Dr. Glass has served as Director of the Indiana Division of Historic Preservation and Archaeology and Deputy State Historic Preservation Officer (SHPO) for Indiana twice. As such, he has administered and has a detailed understanding of all of the programs of the National Historic Preservation Act, including the National Register of Historic Places, Section 106 review, surveys of historic properties, federal historic rehabilitation tax credit program, and federal Historic Preservation Fund grant program. He also has administered state historic preservation and archaeology programs in Indiana, including the Indiana Register of Historic Sites and Structures, the Indiana historic rehabilitation tax credit programs for commercial buildings and homeowners of historic homes, reviewing state projects affecting state-owned historic buildings, and the state archaeological laws.
He also has served as Project Manager for Historic Preservation at the firm of Greenhorne & O’Mara, Inc. of Greenbelt, Maryland and while there managed projects for federal, state, and private clients. These included developing for the U.S. Navy a prototype for historic and archaeological resources plans; preparing 5 such plans for Navy bases; conducting surveys of historic resources on private properties and making recommendations for which historic features should be retained; preparing design guidelines for the historic buildings and features of the U.S. Naval Academy at Annapolis; and conducting a survey of historic church buildings in Montgomery County, Maryland.
As founding Director of the Center for Historic Preservation at Ball State, Dr. Glass oversaw the efforts of two project coordinators and as many as 10 graduate preservation students in carrying out client projects involving historic structures reports for Indiana state historic sites, heritage tourism walking tour brochures for six communities; preparation of National Register applications for historic districts in five Indiana communities; and studies of the impact of the Indiana Gas Boom on five Indiana communities.
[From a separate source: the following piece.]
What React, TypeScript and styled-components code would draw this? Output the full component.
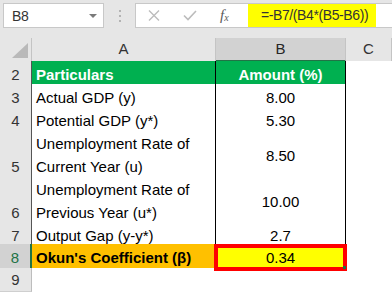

Since 2003, Dr. Glass has written a popular column for the Indianapolis Star about Indiana and Indianapolis history and heritage. Among his topics has been adaptive uses for historic church buildings, spas and resorts in Indiana history, buildings associated with fraternal orders, the Underground Railroad in Indiana, historic preservation in Elkhart, Indiana, the history and architecture of Brookville, Indiana, the Frances Slocum Trail in north central Indiana, the Vonnegut family of Indianapolis, and the Indianapolis City Market.